Кан был одним из разработчиков градостроительного плана Филадельфии и автором мемориала Франклину Рузвельту в Нью-Йорке (проект осуществлен уже после смерти архитектора).
География построек Кана в основном связана с Америкой, однако его авторству принадлежит здание Национального парламента Бангладеша и институт управления в индийском городе Ахмадабад.
Кан – фигура мистическая. Он умер от сердечного приступа в аэропорту Нью-Йорка в 1974 году, а домашний адрес в его паспорте был зачеркнут. Подробности личной жизни архитектора можно узнать из фильма «Мой архитектор», снятого его сыном в 2003 году – но это имеет не слишком большое отношение к его творческой биографии.

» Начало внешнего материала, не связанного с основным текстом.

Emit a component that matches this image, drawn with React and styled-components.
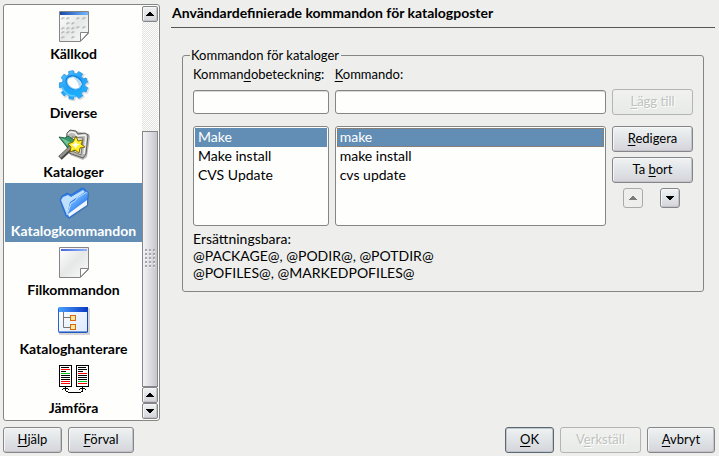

Влияние Кана на современную архитектуру не обязательно рассматривать как набор формальных приемов. Проекты Кана демонстрируют способы взаимодействия материала и формы, здания и окружения, когда архитектура не притворяется частью ландшафта и не пытается вести диалог с окружающей застройкой. Она существует как самодостаточный объект, анклав, где большая часть событий происходит внутри здания, а фасад превращается в монументальную плоскость, почти ничего не сообщающую о функции сооружения, но обладающую выраженными декоративными свойствами.

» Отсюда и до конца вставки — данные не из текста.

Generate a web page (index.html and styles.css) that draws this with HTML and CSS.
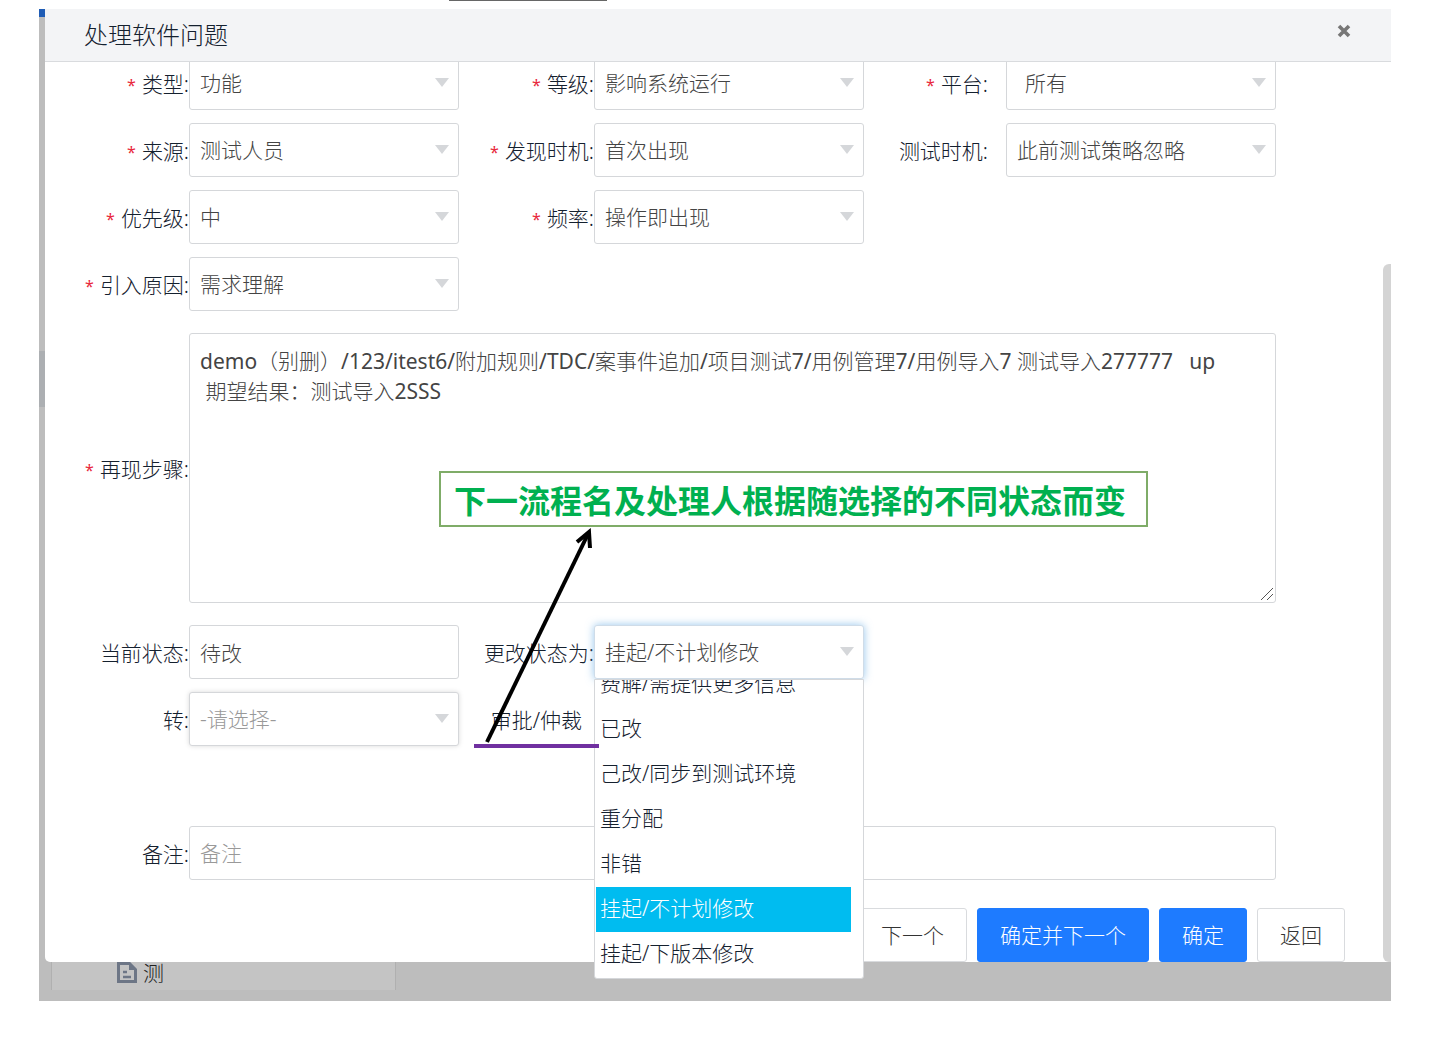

Одним из приемников Луиса Кана можно считать швейцарца Марио Ботта, здравствующего сегодня: его многообразные здания часто обладают монументальностью и скульптурностью. К работе со светом и формой здесь добавляются элементы суперграфики, подчеркивающей форму или сбивающей зрителя с толку, как это происходит в церкви San Giovanni Battista.

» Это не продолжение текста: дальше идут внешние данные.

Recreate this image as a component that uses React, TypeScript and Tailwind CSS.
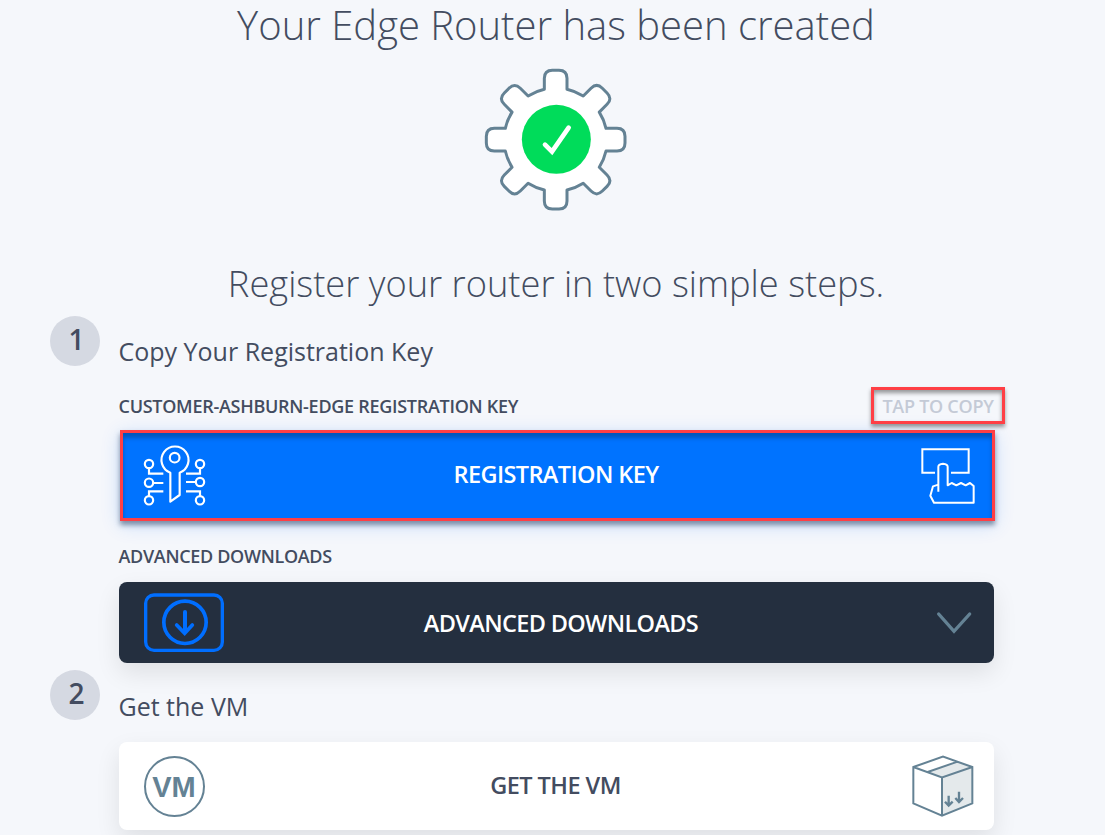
const TEETH = 8;

function gearPath(): string {
  let d = "";
  for (let i = 0; i < TEETH; i++) {
    const a = (i * 2 * Math.PI) / TEETH;
    const p = (x: number, y: number) =>
      `${(x * Math.cos(a) - y * Math.sin(a)).toFixed(2)} ${(x * Math.sin(a) + y * Math.cos(a)).toFixed(2)}`;
    d += i === 0 ? `M${p(-34, -151)}` : `A155 155 0 0 1 ${p(-34, -151)}`;
    d += `L${p(-34, -184)}Q${p(-34, -208)} ${p(-10, -208)}L${p(10, -208)}Q${p(34, -208)} ${p(34, -184)}L${p(34, -151)}`;
  }
  return d + "A155 155 0 0 1 -34 -151Z";
}

function Gear() {
  return (
    <svg className="block h-40 w-40" viewBox="-242 -239 480 480" fill="none">
      <path d={gearPath()} fill="#fff" stroke="#648294" strokeWidth="9" strokeLinejoin="round" />
      <circle cx="2" cy="-1" r="103.5" fill="#00dc5a" />
      <path d="M-32 15L-11 36L39 -36" stroke="#fff" strokeWidth="14" strokeLinecap="round" strokeLinejoin="miter" />
    </svg>
  );
}

function KeyIcon() {
  return (
    <svg className="h-[62px] w-16" viewBox="96 60 192 186" fill="none" stroke="#fff" strokeWidth="6.5">
      <path d="M181 143A40.5 40.5 0 1 1 209 143V210L181 230Z" strokeLinejoin="round" />
      <circle cx="194" cy="98" r="14.5" />
      <circle cx="117" cy="117" r="12.5" />
      <circle cx="117" cy="173" r="12.5" />
      <circle cx="117" cy="226" r="12.5" />
      <circle cx="270" cy="117" r="12.5" />
      <circle cx="270" cy="171" r="12.5" />
      <circle cx="270" cy="226" r="12.5" />
      <path d="M117 129V146H160M129 174H160M117 215V199H160M270 129V146H228M258 171H228M270 215V199H228" />
    </svg>
  );
}

function TapIcon() {
  return (
    <svg className="h-[58px] w-14" viewBox="180 201 168 174" fill="none" stroke="#fff" strokeWidth="6">
      <path d="M225 278H187V208H326V278H273" />
      <path d="M235 335V260Q235 252 249 251Q263 252 263 260V316L275 309L289 316L303 309L317 316L330 309L341 318V368H222L211 347L219 319L235 314" strokeLinejoin="round" />
    </svg>
  );
}

function DownloadIcon() {
  return (
    <svg className="h-[60px] w-[82px]" viewBox="99 53 246 180" fill="none" stroke="#006eff">
      <rect x="107" y="59" width="230" height="166" rx="25" strokeWidth="10" />
      <circle cx="225" cy="141" r="63.5" strokeWidth="11" />
      <path d="M225 110V168" strokeWidth="12" strokeLinecap="round" />
      <path d="M200 149L224 174L247 149" strokeWidth="11" strokeLinecap="round" />
    </svg>
  );
}

function BoxIcon() {
  return (
    <svg className="h-[62px] w-16" viewBox="62 61 192 186" fill="none" stroke="#648294" strokeWidth="6">
      <path d="M112 112L202 81L246 97V206L155 243V128Z" fill="#e4e9eb" stroke="none" />
      <path d="M69 97L158 66L246 97V206L155 243L69 206ZM69 97L155 128L246 97M155 128V243M112 112L202 81" />
      <path d="M175 183V211M164 201L175 213L187 201M206 171V200M195 190L206 202L218 190" strokeWidth="7" />
    </svg>
  );
}

function StepNumber({ n }: { n: number }) {
  return (
    <div className="flex h-[50px] w-[50px] shrink-0 justify-center rounded-full bg-[#d5d9e2] pl-[3px] text-[28px] leading-[46px] font-semibold">
      {n}
    </div>
  );
}

export default function App() {
  return (
    <main className="h-[835px] w-[1105px] overflow-hidden bg-[#f5f7fb] font-['Open_Sans',sans-serif] text-[#434c60]">
      <h1 className="h-[60px] pl-[7px] text-center text-[40px] leading-[50px] font-light whitespace-nowrap">
        Your Edge Router has been created
      </h1>
      <div className="flex h-40 pl-[475px]"><Gear /></div>
      <h2 className="h-24 pt-[37px] pl-[7px] text-center text-[36.25px] leading-[52px] font-light whitespace-nowrap">
        Register your router in two simple steps.
      </h2>
      <section className="flex h-[354px] gap-[19px] pl-[50px]">
        <StepNumber n={1} />
        <div className="w-[886px]">
          <h3 className="-ml-[0.5px] h-[71px] pt-[17px] text-[25px] leading-9">Copy Your Registration Key</h3>
          <div className="flex h-[37px] items-center justify-between">
            <span className="-ml-[0.5px] pt-0.5 text-[18px] font-semibold tracking-[-0.28px]">CUSTOMER-ASHBURN-EDGE REGISTRATION KEY</span>
            <div className="flex h-[37px] w-[134px] items-center justify-center border-3 border-[#ff3f45] pt-px text-[18px] font-semibold tracking-[-0.27px] text-[#c4cad6] shadow-[0_3px_4px_#0006,inset_0_3px_4px_#0006]">
              TAP TO COPY
            </div>
          </div>
          <button className="mt-[6px] ml-px flex h-[91px] w-[875px] items-center border-3 border-[#ff3f45] bg-[#0073ff] pr-[16px] pl-[19px] text-white shadow-[0_4px_5px_#3c536f99,0_4px_18px_#006eff30,inset_0_5px_4px_#0056bd]">
            <KeyIcon />
            <span className="flex-1 pr-[14px] pb-px text-center text-[23.5px] font-semibold tracking-[-0.6px]">REGISTRATION KEY</span>
            <TapIcon />
          </button>
          <div className="-ml-[0.5px] h-[61px] pt-[21px] text-[18px] leading-7 font-semibold tracking-[-0.32px]">ADVANCED DOWNLOADS</div>
          <button className="flex h-[81px] w-[875px] items-center rounded-lg bg-[#242f3f] pr-[20px] pl-6 text-white shadow-[0_10px_25px_#00000018]">
            <DownloadIcon />
            <span className="flex-1 pt-[3px] pr-[37px] text-center text-[23.5px] font-semibold tracking-[-0.65px]">ADVANCED DOWNLOADS</span>
            <svg className="h-7 w-10" viewBox="102 101 120 84" fill="none">
              <path d="M116 116L162 168L209 116" stroke="#648294" strokeWidth="10" strokeLinecap="round" />
            </svg>
          </button>
        </div>
      </section>
      <section className="flex gap-[19px] pl-[50px]">
        <StepNumber n={2} />
        <div className="w-[875px]">
          <h3 className="-ml-[0.5px] h-[72px] pt-[18px] text-[25px] leading-9">Get the VM</h3>
          <button className="flex h-[88px] w-full items-center rounded-lg bg-white pr-[19px] pl-[25px] shadow-[0_10px_25px_#00000018]">
            <span className="flex h-[61px] w-[61px] items-center justify-center rounded-full border-2 border-[#648294] pt-[3px] pr-px font-['Liberation_Sans',sans-serif] text-[29px] font-bold text-[#648294]">VM</span>
            <span className="flex-1 pr-[5px] text-center text-[23.5px] font-semibold tracking-[-0.55px]">GET THE VM</span>
            <BoxIcon />
          </button>
        </div>
      </section>
    </main>
  );
}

Ботта представляет уже поколение постмодернистов: его здания – это законченные формальные композиции, которые резко вырываются из окружающего их контекста и внушительно заявляют о своем присутствии. Так делает, например, музей современного искусства в Сан-Франциско, который прекрасно вписывается в отведенное ему место по габаритам и пропорциям и при этом резко контрастирует с окружением, выглядя на его фоне крупной скульптурой.
В последнее время Ботта, как и положено постмодернисту, экспериментирует с пластическим языком и уходит в своих проектах от глухих стен к светопрозрачным конструкциям.
Постмодернизм отучил нас приписывать архитекторам какой-то определенный стиль, ведь лозунг постмодернизма – умение работать в нескольких направлениях. Возможно, и на архитектуру Кана не стоит смотреть как на проявление какого-то конкретного стиля – ее ведь можно рассматривать как нечто сугубо индивидуальное и возникшее на стыке эпох.